Here are 5 reasons to step-up your Outside-the-Courtroom Lawyering:

  1. Less court = Less lawyer/client hassle. I don’t mind going to court and frankly I like a good old contested hearing once in a while but you can’t tell me that most clients enjoy going to court. Nope, most clients dread going to court. It’s time off from work, coming downtown, paying for parking, and just an uncomfortable high stress situation in general. I talk to clients up front about 3-4 case approaches from mediation to lawyer as mere scrivener to cases where EVERYTHING is in-court and strictly between the lawyers. Once in while I do end up in the extreme category where everything happens in court and only between the lawyers, but honestly that’s the worst place on the continuum to be.
  2. Client Ownership & Client Actualization. Every case is the client’s case. I might live with a situation for several months or sometimes a couple years but it’s the client’s for life. I’d rather have great input in shaping the terms of a judgment instead of strictly having terms imposed on me. List client action points with every letter you send after a court date and check-in with clients via telephone/e-mail to make sure progress is happening.
  3. Be a Level 5 Lawyer. Jim Collins in Good to Great talks about Level 5 leaders as the essential leaders where certain companies made the jump from good to great. The book analyzes the traits of certain select high-performance corporations. In a nutshell, Level 5 Leaders “blend extreme personal humility with intense professional will.” I think there’s a relevant parallel to lawyers…the ideal “Level 5 lawyer” has intense pride focused solely on the case result and client satisfaction whereas many lawyers sort of want to pad their ego by keeping case decisions only in their hands and subtly raising their own importance while undermining client satisfaction and frequently worsening case results.

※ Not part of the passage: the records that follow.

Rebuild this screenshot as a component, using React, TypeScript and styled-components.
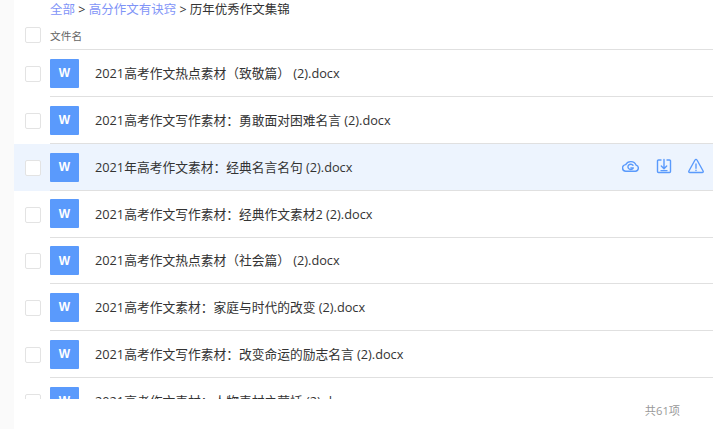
import React from "react";
import styled, { createGlobalStyle } from "styled-components";

const Global = createGlobalStyle`
  html, body { margin: 0; padding: 0; background: #fff; overflow: hidden; }
  body { font-family: "Open Sans", "Noto Sans CJK SC", sans-serif; }
`;
const Page = styled.div`
  position: relative; width: 713px; height: 429px; display: flex; overflow: hidden; background: #fff;
`;
const Rail = styled.div`
  width: 14px; flex: none; background: #fafafa;
`;
const Main = styled.div`
  flex: 1; min-width: 0; display: flex; flex-direction: column;
`;
const Crumbs = styled.div`
  height: 19px; box-sizing: border-box; padding: 1px 0 0 36px; font-size: 12.5px; line-height: 17px; color: #333; white-space: nowrap;
`;
const CrumbLink = styled.span`
  color: #7f94f7;
`;
const HeadRow = styled.div`
  height: 31.4px; display: flex; align-items: center; padding-left: 11px;
`;
const Box = styled.span`
  width: 14px; height: 14px; flex: none; margin-top: 1px;
  border: 1px solid #e3e3e3; border-radius: 2px; background: #fff;
`;
const HeadCell = styled.div`
  flex: 1; height: 31.4px; margin-left: 9px; padding-top: 2px; display: flex; align-items: center;
  border-bottom: 1px solid #e0e0e0; font-size: 10.7px; color: #666; box-sizing: border-box;
`;
const List = styled.div`
  height: 348.6px; overflow: hidden;
`;
const Row = styled.div<{ $active?: boolean }>`
  height: 46.8px; display: flex; align-items: center; padding-left: 11px;
  background: ${(p) => (p.$active ? "#edf4fe" : "#fff")};
`;
const RowBody = styled.div`
  flex: 1; min-width: 0; height: 100%; margin-left: 9px; display: flex; align-items: center;
  box-sizing: border-box; border-bottom: 1px solid #e0e0e0;
`;
const FileIcon = styled.div`
  width: 29px; height: 29px; flex: none; margin-top: 0.4px; background: #5a9afc; color: #fff; border-radius: 1px;
  display: flex; align-items: center; justify-content: center;
  font-size: 12px; font-weight: 700; font-family: "Liberation Sans", sans-serif;
`;
const Name = styled.div`
  margin: 0 0 1.2px 16px; flex: 1; font-size: 12.75px; color: #333; white-space: nowrap;
`;
const Actions = styled.div`
  display: flex; align-items: center; gap: 16px; padding-right: 8px;
`;
const Footer = styled.div`
  position: absolute; right: 33px; top: 402px; font-size: 11.2px; color: #999;
`;
const Ico = styled.svg`
  width: 17px; height: 17px; fill: none; stroke: #5a9afc; stroke-width: 1.4;
  stroke-linecap: round; stroke-linejoin: round; display: block;
`;

const files = [
  "2021高考作文热点素材（致敬篇） (2).docx",
  "2021高考作文写作素材：勇敢面对困难名言 (2).docx",
  "2021年高考作文素材：经典名言名句 (2).docx",
  "2021高考作文写作素材：经典作文素材2 (2).docx",
  "2021高考作文热点素材（社会篇） (2).docx",
  "2021高考作文素材：家庭与时代的改变 (2).docx",
  "2021高考作文写作素材：改变命运的励志名言 (2).docx",
  "2021高考作文素材：人物素材之蒙恬 (2).docx",
];

const CloudIcon = () => (
  <Ico viewBox="0 0 17 17">
    <path d="M4.200 13.200H13.400A3.100 3.100 0 0 0 14 7.100 5.600 5.300 0 0 0 3.700 6.600 3.400 3.300 0 0 0 4.200 13.200z" />
    <path d="M11 7.300A2.800 2.600 0 1 0 11.300 9.900H8.900" />
  </Ico>
);
const SaveIcon = () => (
  <Ico viewBox="0 0 17 17">
    <path d="M6 2H3.500a1 1 0 0 0-1 1v10.500a1 1 0 0 0 1 1h11a1 1 0 0 0 1-1V3a1 1 0 0 0-1-1h-2.500" />
    <path d="M9 1.500v9M6.300 8l2.700 2.700L11.700 8M6 12.600h6" />
  </Ico>
);
const WarnIcon = () => (
  <Ico viewBox="0 0 17 17">
    <path d="M7 2 .9 13a1 1 0 0 0 .9 1.500h12.400a1 1 0 0 0 .9-1.500L9 2a1.100 1.100 0 0 0-2 0z" />
    <path d="M8 6v4.300M8 12.200v.3" />
  </Ico>
);

export default function App() {
  return (
    <Page>
      <Global />
      <Rail />
      <Main>
        <Crumbs>
          <CrumbLink>全部</CrumbLink> &gt; <CrumbLink>高分作文有诀窍</CrumbLink> &gt; 历年优秀作文集锦
        </Crumbs>
        <HeadRow>
          <Box />
          <HeadCell>文件名</HeadCell>
        </HeadRow>
        <List>
          {files.map((f, i) => (
            <Row key={f} $active={i === 2}>
              <Box />
              <RowBody>
                <FileIcon>W</FileIcon>
                <Name>{f}</Name>
                {i === 2 && (
                  <Actions>
                    <CloudIcon />
                    <SaveIcon />
                    <WarnIcon />
                  </Actions>
                )}
              </RowBody>
            </Row>
          ))}
        </List>
      </Main>
      <Footer>共61项</Footer>
    </Page>
  );
}
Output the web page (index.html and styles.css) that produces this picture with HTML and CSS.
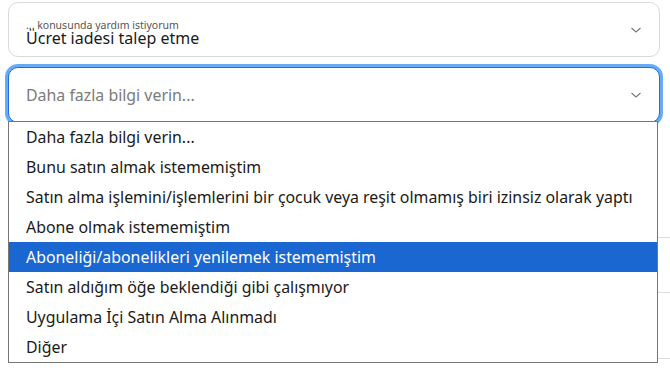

  4. Start with the End in Mind. Once you’ve been retained by a client, you should immediately set out a case map with your client laying out time-frames, action points, and the major decisions that will be decided over the course of litigation. Get the client engaged and working on her case immediately. In my practice using the example of a dissolution of marriage case, decisions are typically going to be made regarding 1) property division, 2) maintenance, 3) child custody, and 4) child financial support…talk through the statutory standards on those matters up front and see if the clients can work through these matters together. If the clients can make these decisions themselves great, if not make sure you’ve done your strong out-of-court lawyering so you know where court intervention IS necessary more quickly. The trouble is when 6 months into a case a client may not even yet know or understand the items a court may need to decide or the decisions that need to be made.
  5. No fights about temporary orders or discovery, EVER. Granted I can’t always achieve this but it is a rule of mine that I tell clients up front. This is the crap that wastes critical dollars, lawyer time, and is wholly unsatisfying. I never want to be the lawyer in court from a few weeks back who had to argue about re-scheduling a deposition in open court. The mother has custody of the kids while the divorce is pending, keep supporting them, keep the temperature down, and work out a parenting schedule between the two of you.